6. Incorporate Domain Knowledge and Feedback Loops
Incorporating domain-specific knowledge about potential shifts and feedback loops can be powerful for adapting models.
-
Human-in-the-Loop (HITL): Implement human oversight in decision-making processes, especially for areas where models might make poor predictions due to data shifts. Humans can provide feedback, retraining labels, or adjustments.
-
Active Learning: Use active learning techniques where the model identifies areas of uncertainty or disagreement, and queries an oracle or human for additional data or labels. This can help when the environment shifts in ways not captured by the model’s training data.
7. Use Feature Engineering to Track Changes
Incorporating features that can directly track time, seasonality, or other cyclical changes is crucial for models in nonstationary environments. These features can act as indicators of when a model’s performance might degrade.
-
Time-related Features: Features that track time, such as hour of the day, day of the week, or month, can help capture seasonality or other trends in the data.
-
Cyclic Features: Convert features like time of day or seasons into cyclic variables (e.g., sine and cosine transformations) to help the model better capture cyclical patterns.
-
Anomaly Detection Features: Incorporate outlier detection or anomaly detection systems that can flag abnormal data, which might indicate a shift in the underlying environment.
8. Test Different ML Algorithms for Adaptability
Some ML algorithms are inherently better at handling nonstationary environments. Experimenting with different approaches can give insights into which method best suits your specific context:
-
Recurrent Neural Networks (RNNs) and LSTMs: These are well-suited for time-series data where the model needs to retain a memory of past inputs, making them effective for handling nonstationary environments.
-
Bayesian Methods: Bayesian inference can help quantify uncertainty in predictions, which is valuable when data distributions shift.
-
Meta-Learning: Meta-learning algorithms learn how to adapt quickly to new tasks or data distributions and can be useful for environments with rapid changes.
-
Transfer Learning: Transfer learning can be helpful when moving from one environment to another or when there’s a lack of labeled data for the new environment.
9. Establish Retraining and Maintenance Pipelines
Building a continuous retraining pipeline allows your system to react to changes in the environment by incorporating new data or models. This pipeline should be:
-
Automated: Use tools like Kubeflow, Airflow, or MLflow to schedule, monitor, and execute the retraining and deployment processes automatically.
-
Versioned: Track and version models to compare their performance over time, allowing you to roll back to older versions if a new model fails after deployment.
10. Track Model Confidence
While handling nonstationary data, it’s essential to monitor how confident the model is about its predictions.

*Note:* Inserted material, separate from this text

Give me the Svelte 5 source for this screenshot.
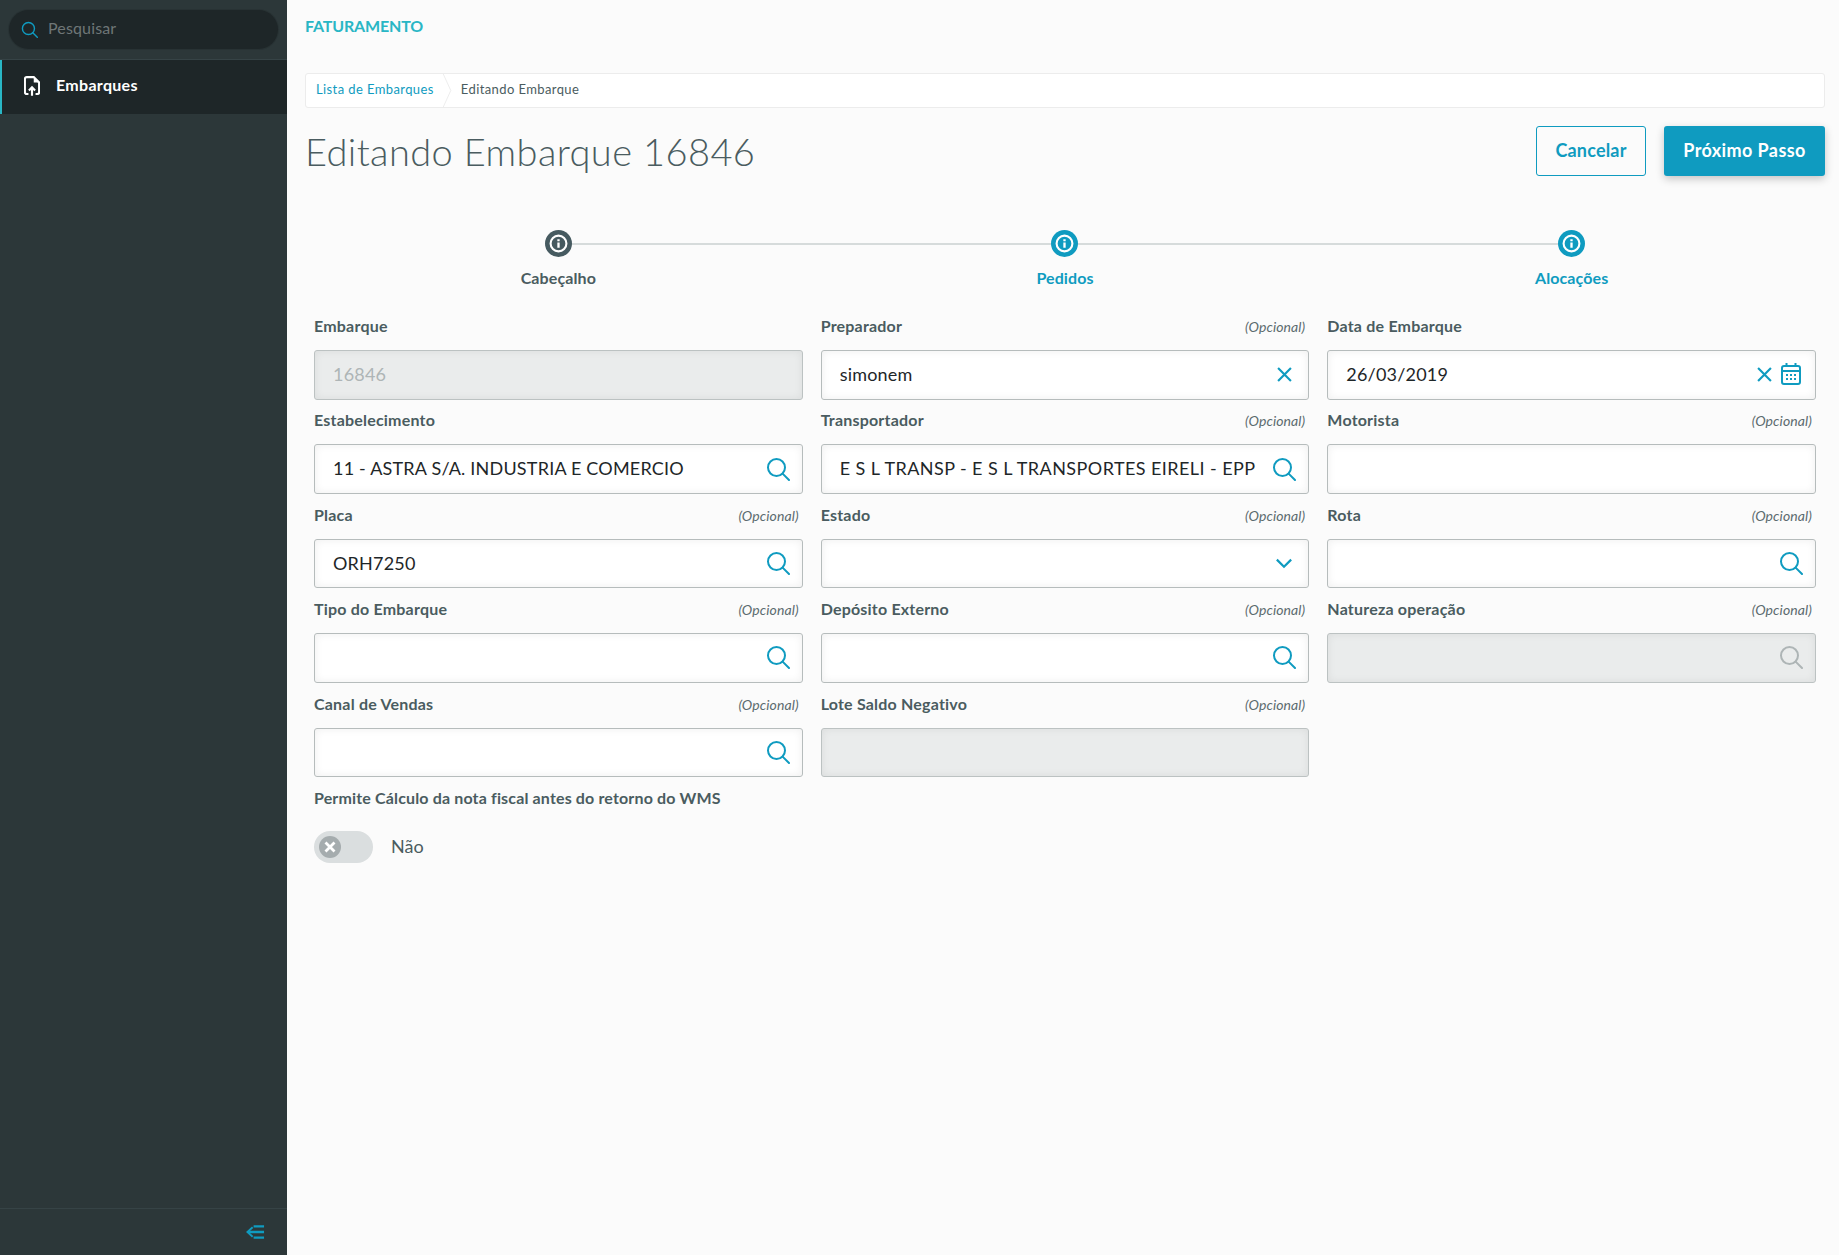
<script>
  const fields = [
    { label: 'Embarque', value: '16846', disabled: true },
    { label: 'Preparador', opt: true, value: 'simonem', icons: ['x'] },
    { label: 'Data de Embarque', value: '26/03/2019', icons: ['x', 'cal'] },
    { label: 'Estabelecimento', value: '11 - ASTRA S/A. INDUSTRIA E COMERCIO', icons: ['search'] },
    { label: 'Transportador', opt: true, value: 'E S L TRANSP - E S L TRANSPORTES EIRELI - EPP', wide: true, icons: ['search'] },
    { label: 'Motorista', opt: true },
    { label: 'Placa', opt: true, value: 'ORH7250', icons: ['search'] },
    { label: 'Estado', opt: true, icons: ['chev'] },
    { label: 'Rota', opt: true, icons: ['search'] },
    { label: 'Tipo do Embarque', opt: true, icons: ['search'] },
    { label: 'Depósito Externo', opt: true, icons: ['search'] },
    { label: 'Natureza operação', opt: true, disabled: true, icons: ['search'] },
    { label: 'Canal de Vendas', opt: true, icons: ['search'] },
    { label: 'Lote Saldo Negativo', opt: true, disabled: true }
  ];
  const steps = [
    { label: 'Cabeçalho', active: true },
    { label: 'Pedidos' },
    { label: 'Alocações' }
  ];
</script>

{#snippet searchIcon(cls)}
  <svg class={cls} viewBox="0 0 24 24" fill="none" stroke="currentColor" stroke-width="2"><circle cx="10.5" cy="10.5" r="8.5"/><path d="M16.6 16.6 23 23" stroke-linecap="round"/></svg>
{/snippet}

<div class="page">
  <aside class="side">
    <div class="searchwrap">
      <div class="search">
        {@render searchIcon('sicon')}
        <span>Pesquisar</span>
      </div>
    </div>
    <div class="menu">
      <svg class="fileicon" viewBox="0 0 18 22" fill="none" stroke="#fff" stroke-width="2.400">
        <path d="M5 20H3a2 2 0 0 1-2-2V3a2 2 0 0 1 2-2h8l6 6v11a2 2 0 0 1-2 2h-2"/>
        <path d="M11 1.500V7h5.500z" fill="#fff" stroke="none"/>
        <path d="M9 22v-9M5.500 16 9 12.500l3.500 3.500"/>
      </svg>
      <span>Embarques</span>
    </div>
    <div class="sidefoot">
      <svg viewBox="0 0 20 14" fill="none" stroke="#0f9bc0" stroke-width="2.400"><path d="M8 1h11M2 7h17M8 13h11"/><path d="M7 2 1.500 7 7 12" stroke-width="2"/></svg>
    </div>
  </aside>

  <main class="main">
    <div class="app">FATURAMENTO</div>
    <nav class="crumb">
      <span class="link">Lista de Embarques</span>
      <svg class="sep" viewBox="0 0 9 35" fill="none" stroke="#ececec"><path d="M0 0 8 17.500 0 35"/></svg>
      <span>Editando Embarque</span>
    </nav>
    <div class="head">
      <h1>Editando Embarque 16846</h1>
      <div class="btns">
        <button class="ghost">Cancelar</button>
        <button class="primary">Próximo Passo</button>
      </div>
    </div>

    <div class="steps">
      {#each steps as s}
        <div class="step" class:active={s.active}>
          <div class="dot">
            <svg viewBox="0 0 18 18" fill="none" stroke="#fff"><circle cx="9" cy="9" r="7.500" stroke-width="2"/><path d="M9 5v1.800M9 8v5" stroke-width="2.200"/></svg>
          </div>
          <div class="slabel">{s.label}</div>
        </div>
      {/each}
    </div>

    <div class="form">
      {#each fields as f}
        <div class="field">
          <div class="lab"><b>{f.label}</b>{#if f.opt}<i>(Opcional)</i>{/if}</div>
          <div class="box" class:dis={f.disabled}>
            <span class="val" class:wide={f.wide}>{f.value ?? ''}</span>
            {#each f.icons ?? [] as ic}
              {#if ic === 'search'}
                {@render searchIcon('ic')}
              {:else if ic === 'x'}
                <svg class="ic x" viewBox="0 0 14 14" fill="none" stroke="currentColor" stroke-width="2"><path d="M1 1l12 12M13 1 1 13"/></svg>
              {:else if ic === 'chev'}
                <svg class="ic chev" viewBox="0 0 16 10" fill="none" stroke="currentColor" stroke-width="2"><path d="M1.500 1.500 8 8l6.500-6.500"/></svg>
              {:else}
                <svg class="ic cal" viewBox="0 0 20 22" fill="none" stroke="currentColor" stroke-width="2">
                  <rect x="1" y="3" width="18" height="18" rx="2"/><path d="M1 8h18M5.500 0v4M14.500 0v4"/>
                  <path d="M5 12h2M9 12h2M13 12h2M5 16h2M9 16h2M13 16h2" stroke-width="1.800"/>
                </svg>
              {/if}
            {/each}
          </div>
        </div>
      {/each}
    </div>

    <div class="sw">
      <div class="swlabel">Permite Cálculo da nota fiscal antes do retorno do WMS</div>
      <div class="swrow">
        <div class="track">
          <div class="knob"><svg viewBox="0 0 12 12" fill="none" stroke="#fff" stroke-width="2.800"><path d="M1.500 1.500l9 9M10.500 1.500l-9 9"/></svg></div>
        </div>
        <span>Não</span>
      </div>
    </div>
  </main>
</div>

<style>
  :global(body) { margin: 0; background: #fbfbfb; }
  .page {
    display: flex; height: 1255px; overflow: hidden;
    font-family: Lato, "Open Sans", sans-serif; color: #4a5c60;
  }
  .side { width: 287px; flex: none; background: #2c3739; display: flex; flex-direction: column; }
  .searchwrap { height: 60px; padding: 10px 9px 0; box-sizing: border-box; border-bottom: 1px solid #364346; }
  .search {
    height: 39px; border-radius: 20px; background: #1e2628; display: flex; align-items: center;
    padding-left: 12px; gap: 10px; color: #6f7677; font-size: 16px; box-shadow: 0 0 0 1px #283234;
  }
  .search span { padding-bottom: 4px; letter-spacing: .15px; }
  .search :global(.sicon) { width: 17px; height: 17px; color: #0f9bc0; }
  .menu {
    height: 54px; background: #1e2628; border-left: 2px solid #29b6c5; display: flex; align-items: center;
    padding-left: 22px; color: #fff; font-weight: 700; font-size: 16px; gap: 16px;
  }
  .menu span { letter-spacing: .3px; padding-bottom: 6px; }
  .fileicon { width: 16px; height: 20px; margin-bottom: 2px; }
  .sidefoot {
    margin-top: auto; height: 46px; border-top: 1px solid #364346; display: flex; align-items: center;
    justify-content: flex-end; padding-right: 22px;
  }
  .sidefoot svg { width: 19px; height: 14px; }
  .main { flex: 1; padding: 0 14px 0 18px; min-width: 0; }
  .app { height: 73px; padding-top: 16px; box-sizing: border-box; font-size: 16px; font-weight: 700; color: #29b6c5; line-height: 19px; letter-spacing: -.15px; }
  .crumb {
    height: 35px; box-sizing: border-box; background: #fff; border: 1px solid #ececec; border-radius: 3px;
    display: flex; align-items: center; padding: 0 0 0 10px; font-size: 13px; color: #4a5c60;
  }
  .crumb .link { color: #0f9bc0; }
  .crumb span { letter-spacing: .4px; padding-bottom: 3px; }
  .sep { width: 9px; height: 33px; margin: 0 9px 0 9px; }
  .head { display: flex; justify-content: space-between; margin-top: 18px; height: 50px; }
  h1 { margin: 0; font-size: 38px; font-weight: 300; line-height: 50px; letter-spacing: .4px; color: #4a5c60; }
  .btns { display: flex; gap: 18px; }
  button {
    height: 50px; border-radius: 3px; font: 700 18px Lato, sans-serif; padding: 0 0 2px;
  }
  .ghost { width: 110px; background: transparent; border: 1px solid #0f9bc0; color: #0f9bc0; letter-spacing: .2px; }
  .primary { width: 161px; background: #0f9bc0; border: 0; color: #fff; box-shadow: 0 3px 8px rgba(0,0,0,.22); letter-spacing: .4px; }
  .steps, .form {
    display: grid; grid-template-columns: repeat(3, 1fr); column-gap: 18px; margin: 0 9px;
  }
  .steps { margin-top: 54px; height: 84px; }
  .step { position: relative; display: flex; flex-direction: column; align-items: center; }
  .step::before {
    content: ''; position: absolute; top: 13px; left: 50%; width: calc(100% + 18px); height: 2px; background: #d6dbdb;
  }
  .step:last-child::before { display: none; }
  .dot {
    width: 27px; height: 27px; border-radius: 50%; background: #0f9bc0; display: flex; align-items: center; justify-content: center;
    position: relative;
  }
  .dot svg { width: 19px; height: 19px; }
  .step.active .dot { background: #465a60; }
  .slabel { margin-top: 11px; font-size: 16px; font-weight: 700; color: #0f9bc0; line-height: 20px; letter-spacing: .1px; }
  .step.active .slabel { color: #4a5c60; }
  .form { grid-auto-rows: 94.4px; }
  .lab { display: flex; justify-content: space-between; align-items: center; height: 23px; padding-right: 4px; font-size: 16px; }
  .lab b { font-weight: 700; letter-spacing: .2px; }
  .lab i { font-size: 14px; font-weight: 400; color: #5b6b6f; letter-spacing: .1px; padding-top: 2px; }
  .box {
    margin-top: 13px; height: 49.5px; box-sizing: border-box; border: 1px solid #b6bcbc; border-radius: 3px; background: #fff;
    box-shadow: inset 0 0 8px rgba(0,0,0,.07); display: flex; align-items: center; padding: 0 12px 0 18px; color: #0f9bc0;
  }
  .box.dis { background: #eaecec; border-color: #bcc2c2; color: #aeb5b6; }
  .val { flex: 1; font-size: 18px; color: #1e2628; white-space: nowrap; overflow: hidden; letter-spacing: .2px; padding-bottom: 2px; }
  .val.wide { letter-spacing: .43px; }
  .box.dis .val { color: #aeb5b6; }
  .box :global(.ic) { width: 24px; height: 24px; flex: none; margin-bottom: 1px; }
  .box .x { width: 15px; height: 15px; margin-right: 4px; }
  .box .x + .cal { margin-left: 5px; }
  .box .chev { width: 18px; height: 11px; margin-right: 3px; }
  .box .cal { width: 20px; height: 22px; margin-right: 2px; }
  .sw { margin: 0 9px 0; }
  .swlabel { font-size: 16px; font-weight: 700; letter-spacing: .15px; line-height: 23px; }
  .swrow { display: flex; align-items: center; gap: 18px; margin-top: 22px; font-size: 18px; }
  .swrow span { padding-bottom: 2px; }
  .track { width: 59px; height: 32px; border-radius: 16px; background: #dadedf; display: flex; align-items: center; padding-left: 5px; box-sizing: border-box; }
  .knob { width: 22px; height: 22px; border-radius: 50%; background: #a5acae; display: flex; align-items: center; justify-content: center; }
  .knob svg { width: 12px; height: 12px; }
</style>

If the confidence level drops significantly, it may indicate that the model is uncertain due to data distribution changes.
-
Confidence Scoring: Implement methods to track prediction uncertainty, and use that information to trigger alerts or retraining when confidence levels fall below certain thresholds.
By combining these approaches, you can build ML systems that effectively manage and adapt to nonstationary environments. This helps maintain model performance, provides more accurate predictions, and allows the system to evolve as data and conditions change over time.